Required task: Repeat the listing that follows, character for character, minus the pictures.
################
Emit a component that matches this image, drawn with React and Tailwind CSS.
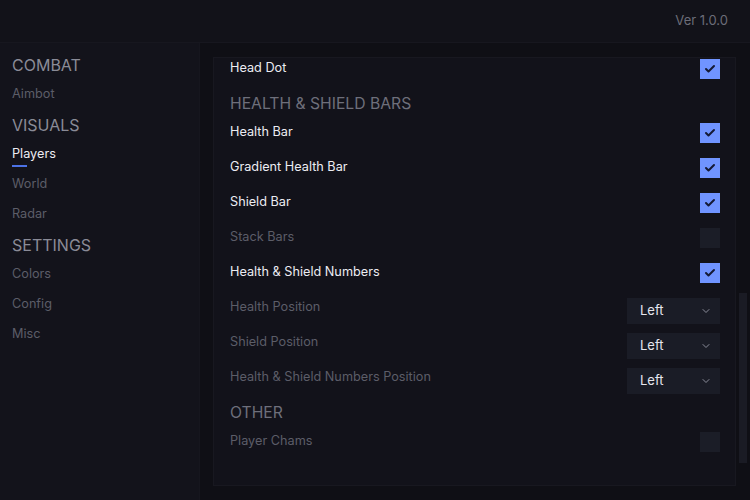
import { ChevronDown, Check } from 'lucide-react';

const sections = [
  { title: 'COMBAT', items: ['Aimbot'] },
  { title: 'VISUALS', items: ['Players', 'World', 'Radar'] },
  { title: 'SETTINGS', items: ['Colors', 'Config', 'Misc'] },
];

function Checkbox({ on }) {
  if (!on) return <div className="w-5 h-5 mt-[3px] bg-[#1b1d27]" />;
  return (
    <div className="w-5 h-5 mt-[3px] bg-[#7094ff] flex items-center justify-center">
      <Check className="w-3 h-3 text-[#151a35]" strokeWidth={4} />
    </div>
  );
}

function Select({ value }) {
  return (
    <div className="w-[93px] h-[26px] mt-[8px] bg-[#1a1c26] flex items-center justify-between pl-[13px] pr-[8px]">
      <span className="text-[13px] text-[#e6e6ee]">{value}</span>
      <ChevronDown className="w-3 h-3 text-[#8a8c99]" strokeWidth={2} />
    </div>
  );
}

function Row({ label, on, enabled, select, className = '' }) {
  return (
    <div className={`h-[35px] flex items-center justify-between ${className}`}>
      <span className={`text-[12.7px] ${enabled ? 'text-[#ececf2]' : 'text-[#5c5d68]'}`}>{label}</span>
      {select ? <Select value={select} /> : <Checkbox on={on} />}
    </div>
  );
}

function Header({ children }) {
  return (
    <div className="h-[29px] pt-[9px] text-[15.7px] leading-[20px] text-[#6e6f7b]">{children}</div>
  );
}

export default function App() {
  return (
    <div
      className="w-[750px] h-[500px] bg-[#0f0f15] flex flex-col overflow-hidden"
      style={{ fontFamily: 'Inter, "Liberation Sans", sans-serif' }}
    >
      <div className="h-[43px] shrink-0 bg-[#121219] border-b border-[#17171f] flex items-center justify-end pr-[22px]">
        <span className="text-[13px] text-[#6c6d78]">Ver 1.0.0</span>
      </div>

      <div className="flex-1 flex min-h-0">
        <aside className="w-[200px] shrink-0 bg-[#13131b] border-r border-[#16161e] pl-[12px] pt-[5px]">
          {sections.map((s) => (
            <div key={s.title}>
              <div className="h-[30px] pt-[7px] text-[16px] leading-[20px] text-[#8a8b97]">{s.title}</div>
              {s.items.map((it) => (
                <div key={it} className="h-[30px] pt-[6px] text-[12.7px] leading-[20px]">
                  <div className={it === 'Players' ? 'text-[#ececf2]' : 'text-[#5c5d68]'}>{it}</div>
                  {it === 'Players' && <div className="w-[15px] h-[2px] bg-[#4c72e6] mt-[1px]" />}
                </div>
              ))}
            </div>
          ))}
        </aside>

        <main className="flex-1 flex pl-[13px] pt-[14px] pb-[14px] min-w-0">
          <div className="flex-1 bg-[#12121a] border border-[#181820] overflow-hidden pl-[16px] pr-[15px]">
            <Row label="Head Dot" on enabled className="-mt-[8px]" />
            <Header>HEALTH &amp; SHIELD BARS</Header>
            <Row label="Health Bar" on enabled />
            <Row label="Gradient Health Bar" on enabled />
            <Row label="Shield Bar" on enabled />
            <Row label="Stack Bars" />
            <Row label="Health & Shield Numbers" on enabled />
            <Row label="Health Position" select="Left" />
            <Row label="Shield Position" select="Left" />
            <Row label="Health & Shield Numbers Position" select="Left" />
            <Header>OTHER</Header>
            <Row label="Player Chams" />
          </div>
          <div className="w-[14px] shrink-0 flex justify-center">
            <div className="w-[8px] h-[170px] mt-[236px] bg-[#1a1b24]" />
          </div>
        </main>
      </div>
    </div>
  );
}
################
Solution:
Emit a component that matches this image, drawn with React and Tailwind CSS.
import { ChevronDown, Check } from 'lucide-react';

const sections = [
  { title: 'COMBAT', items: ['Aimbot'] },
  { title: 'VISUALS', items: ['Players', 'World', 'Radar'] },
  { title: 'SETTINGS', items: ['Colors', 'Config', 'Misc'] },
];

function Checkbox({ on }) {
  if (!on) return <div className="w-5 h-5 mt-[3px] bg-[#1b1d27]" />;
  return (
    <div className="w-5 h-5 mt-[3px] bg-[#7094ff] flex items-center justify-center">
      <Check className="w-3 h-3 text-[#151a35]" strokeWidth={4} />
    </div>
  );
}

function Select({ value }) {
  return (
    <div className="w-[93px] h-[26px] mt-[8px] bg-[#1a1c26] flex items-center justify-between pl-[13px] pr-[8px]">
      <span className="text-[13px] text-[#e6e6ee]">{value}</span>
      <ChevronDown className="w-3 h-3 text-[#8a8c99]" strokeWidth={2} />
    </div>
  );
}

function Row({ label, on, enabled, select, className = '' }) {
  return (
    <div className={`h-[35px] flex items-center justify-between ${className}`}>
      <span className={`text-[12.7px] ${enabled ? 'text-[#ececf2]' : 'text-[#5c5d68]'}`}>{label}</span>
      {select ? <Select value={select} /> : <Checkbox on={on} />}
    </div>
  );
}

function Header({ children }) {
  return (
    <div className="h-[29px] pt-[9px] text-[15.7px] leading-[20px] text-[#6e6f7b]">{children}</div>
  );
}

export default function App() {
  return (
    <div
      className="w-[750px] h-[500px] bg-[#0f0f15] flex flex-col overflow-hidden"
      style={{ fontFamily: 'Inter, "Liberation Sans", sans-serif' }}
    >
      <div className="h-[43px] shrink-0 bg-[#121219] border-b border-[#17171f] flex items-center justify-end pr-[22px]">
        <span className="text-[13px] text-[#6c6d78]">Ver 1.0.0</span>
      </div>

      <div className="flex-1 flex min-h-0">
        <aside className="w-[200px] shrink-0 bg-[#13131b] border-r border-[#16161e] pl-[12px] pt-[5px]">
          {sections.map((s) => (
            <div key={s.title}>
              <div className="h-[30px] pt-[7px] text-[16px] leading-[20px] text-[#8a8b97]">{s.title}</div>
              {s.items.map((it) => (
                <div key={it} className="h-[30px] pt-[6px] text-[12.7px] leading-[20px]">
                  <div className={it === 'Players' ? 'text-[#ececf2]' : 'text-[#5c5d68]'}>{it}</div>
                  {it === 'Players' && <div className="w-[15px] h-[2px] bg-[#4c72e6] mt-[1px]" />}
                </div>
              ))}
            </div>
          ))}
        </aside>

        <main className="flex-1 flex pl-[13px] pt-[14px] pb-[14px] min-w-0">
          <div className="flex-1 bg-[#12121a] border border-[#181820] overflow-hidden pl-[16px] pr-[15px]">
            <Row label="Head Dot" on enabled className="-mt-[8px]" />
            <Header>HEALTH &amp; SHIELD BARS</Header>
            <Row label="Health Bar" on enabled />
            <Row label="Gradient Health Bar" on enabled />
            <Row label="Shield Bar" on enabled />
            <Row label="Stack Bars" />
            <Row label="Health & Shield Numbers" on enabled />
            <Row label="Health Position" select="Left" />
            <Row label="Shield Position" select="Left" />
            <Row label="Health & Shield Numbers Position" select="Left" />
            <Header>OTHER</Header>
            <Row label="Player Chams" />
          </div>
          <div className="w-[14px] shrink-0 flex justify-center">
            <div className="w-[8px] h-[170px] mt-[236px] bg-[#1a1b24]" />
          </div>
        </main>
      </div>
    </div>
  );
}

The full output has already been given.